Data excerpt:

☆ ☆ ☆ ☆ ☆ ☆ ☆

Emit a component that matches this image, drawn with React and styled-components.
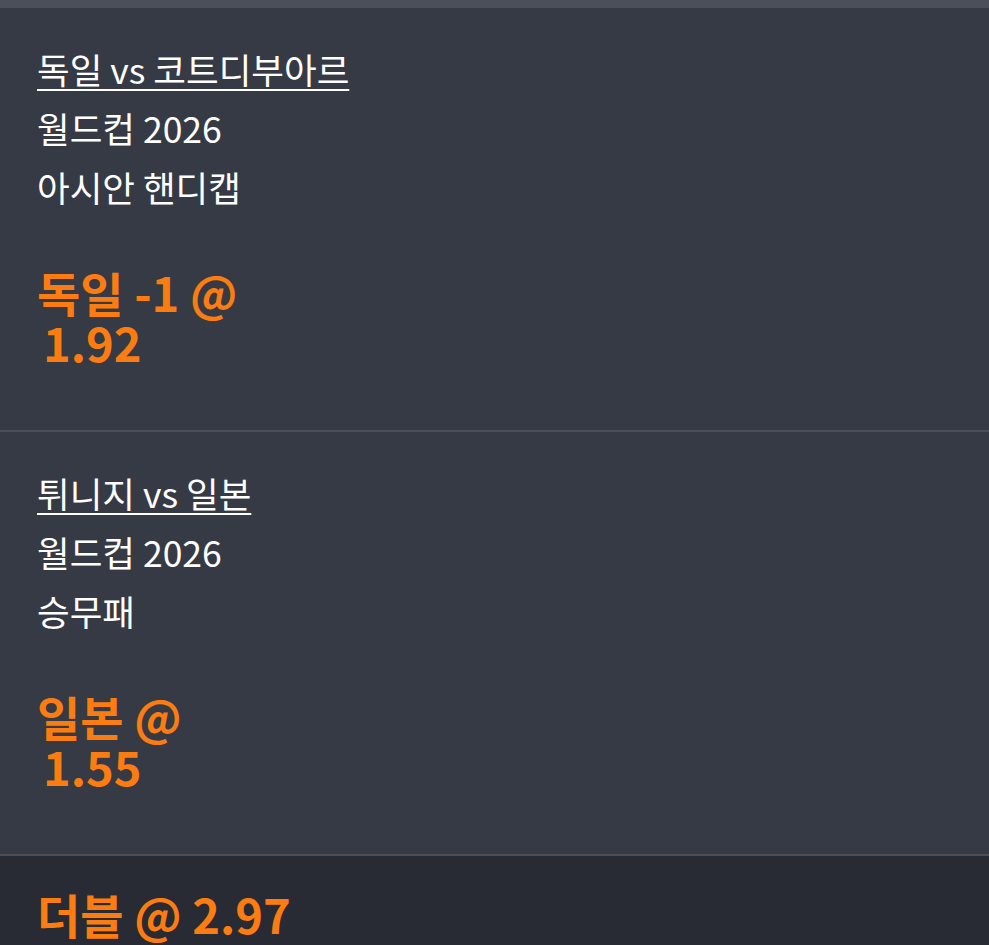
import React from "react";
import styled, { createGlobalStyle } from "styled-components";

const GlobalStyle = createGlobalStyle`
  body {
    margin: 0;
    background: #363a45;
    font-family: "Noto Sans CJK KR", "Noto Sans", sans-serif;
  }
`;

const Slip = styled.div`
  display: flex;
  flex-direction: column;
  min-height: 945px;
  background: #363a45;
  border-top: 8px solid #4b4f5a;
`;

const Leg = styled.section`
  display: flex;
  flex-direction: column;
  padding: 31px 37px 63px;
  border-bottom: 2px solid #4a4e59;
  color: #ffffff;
`;

const Line = styled.div`
  font-size: 35.5px;
  line-height: 59px;
  font-weight: 400;
`;

const Match = styled(Line)`
  span {
    text-decoration: underline;
    text-decoration-thickness: 2px;
    text-underline-offset: 5px;
  }
`;

const Pick = styled.div`
  margin-top: 51px;
  color: #fb7d12;
  font-size: 47px;
  font-weight: 700;
  line-height: 50px;
`;

const Odds = styled.span`
  display: block;
  padding-left: 6px;
`;

const Footer = styled.div`
  flex: 1;
  background: #292b34;
  padding: 30px 37px;
  color: #fb7d12;
  font-size: 47px;
  font-weight: 700;
  line-height: 56px;
`;

const legs = [
  { match: "독일 vs 코트디부아르", league: "월드컵 2026", market: "아시안 핸디캡", pick: "독일 -1 @", odds: "1.92" },
  { match: "튀니지 vs 일본", league: "월드컵 2026", market: "승무패", pick: "일본 @", odds: "1.55" },
];

export default function App() {
  return (
    <>
      <GlobalStyle />
      <Slip>
        {legs.map((leg) => (
          <Leg key={leg.match}>
            <Match>
              <span>{leg.match}</span>
            </Match>
            <Line>{leg.league}</Line>
            <Line>{leg.market}</Line>
            <Pick>
              {leg.pick}
              <Odds>{leg.odds}</Odds>
            </Pick>
          </Leg>
        ))}
        <Footer>더블 @ 2.97</Footer>
      </Slip>
    </>
  );
}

☆ ☆ ☆ ☆ ☆ ☆ ☆

Challenge:
From the listing, extract all text exactly as given and drop any picture.

Result:
Emit a component that matches this image, drawn with React and styled-components.
import React from "react";
import styled, { createGlobalStyle } from "styled-components";

const GlobalStyle = createGlobalStyle`
  body {
    margin: 0;
    background: #363a45;
    font-family: "Noto Sans CJK KR", "Noto Sans", sans-serif;
  }
`;

const Slip = styled.div`
  display: flex;
  flex-direction: column;
  min-height: 945px;
  background: #363a45;
  border-top: 8px solid #4b4f5a;
`;

const Leg = styled.section`
  display: flex;
  flex-direction: column;
  padding: 31px 37px 63px;
  border-bottom: 2px solid #4a4e59;
  color: #ffffff;
`;

const Line = styled.div`
  font-size: 35.5px;
  line-height: 59px;
  font-weight: 400;
`;

const Match = styled(Line)`
  span {
    text-decoration: underline;
    text-decoration-thickness: 2px;
    text-underline-offset: 5px;
  }
`;

const Pick = styled.div`
  margin-top: 51px;
  color: #fb7d12;
  font-size: 47px;
  font-weight: 700;
  line-height: 50px;
`;

const Odds = styled.span`
  display: block;
  padding-left: 6px;
`;

const Footer = styled.div`
  flex: 1;
  background: #292b34;
  padding: 30px 37px;
  color: #fb7d12;
  font-size: 47px;
  font-weight: 700;
  line-height: 56px;
`;

const legs = [
  { match: "독일 vs 코트디부아르", league: "월드컵 2026", market: "아시안 핸디캡", pick: "독일 -1 @", odds: "1.92" },
  { match: "튀니지 vs 일본", league: "월드컵 2026", market: "승무패", pick: "일본 @", odds: "1.55" },
];

export default function App() {
  return (
    <>
      <GlobalStyle />
      <Slip>
        {legs.map((leg) => (
          <Leg key={leg.match}>
            <Match>
              <span>{leg.match}</span>
            </Match>
            <Line>{leg.league}</Line>
            <Line>{leg.market}</Line>
            <Pick>
              {leg.pick}
              <Odds>{leg.odds}</Odds>
            </Pick>
          </Leg>
        ))}
        <Footer>더블 @ 2.97</Footer>
      </Slip>
    </>
  );
}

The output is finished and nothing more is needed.